Successful launch means Iridium starts replacing aging satellites

Successful launch means Iridium starts replacing aging satellites

Satellite company Iridium began the much-needed replacement of its aging fleet on Saturday when 10 new satellites went into orbit.

The satellites – first of a planned fleet of 70 – were put into orbit in a spectacular launch by SpaceX. The rest will be launched over the next 18 months.

They will provide voice and data services to commercial and government customers, including other telecoms companies, and new internet-of-things and machine-to-machine services.

Matt Desch, CEO of Iridium, said: “We have been working endless hours for the last eight years to get to this day, and to finally be here with 10 Iridium Next satellites successfully launched into low-Earth orbit is a fulfilling moment. We are incredibly thankful for all of the hard work from our team, as well as our partners, to help us achieve this milestone.”

Iridium’s satellites are in low-Earth orbit, less than 800km above the surface, so that they operate as a sort of cellular network in the sky – with the added benefit that latency is low compared with traditional telecoms satellites that orbit at around 35,000km up.

SpaceX is contracted to launch all 70 satellites in the Iridium Next fleet, which is intended to replace the first fleet, built by Motorola 20 years ago. The original Iridium company went into bankruptcy. Desch, former CEO of Telcordia, joined in 2006 and led a refinance.

“Today Iridium launches a new era in the history of our company and a new era in space as we start to deliver the next-generation of satellite communications,” said Desch on Saturday.

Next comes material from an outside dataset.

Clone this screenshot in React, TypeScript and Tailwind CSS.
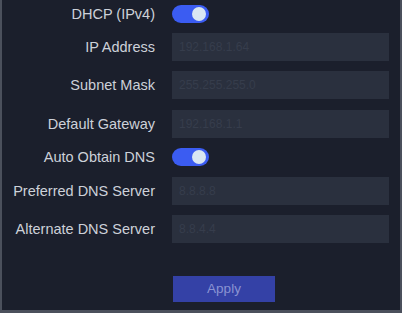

Only 64 of the old fleet are still working, and 66 are needed for full coverage, which means Iridium customers were experiencing some service interruptions. The new satellites will gradually replace the old craft. 

The fleet of satellites will have a near-polar orbit so that they cover all the earth’s surface, including polar regions. Traditional geostationary satellites are out of range of the Arctic and Antarctic – meaning that ships and aircraft in those areas cannot use them.

Launch of the first 10 satellites was delayed after a SpaceX launch explosion in September 2016. But Saturday’s operation was completely successful: the launch took place without delays and the stage-one booster was safely landed on a floating platform for re-use.

Satellites 11 to 20 are due for launch in April and the entire fleet, replacing the 1990s fleet, should be working by the middle of next year.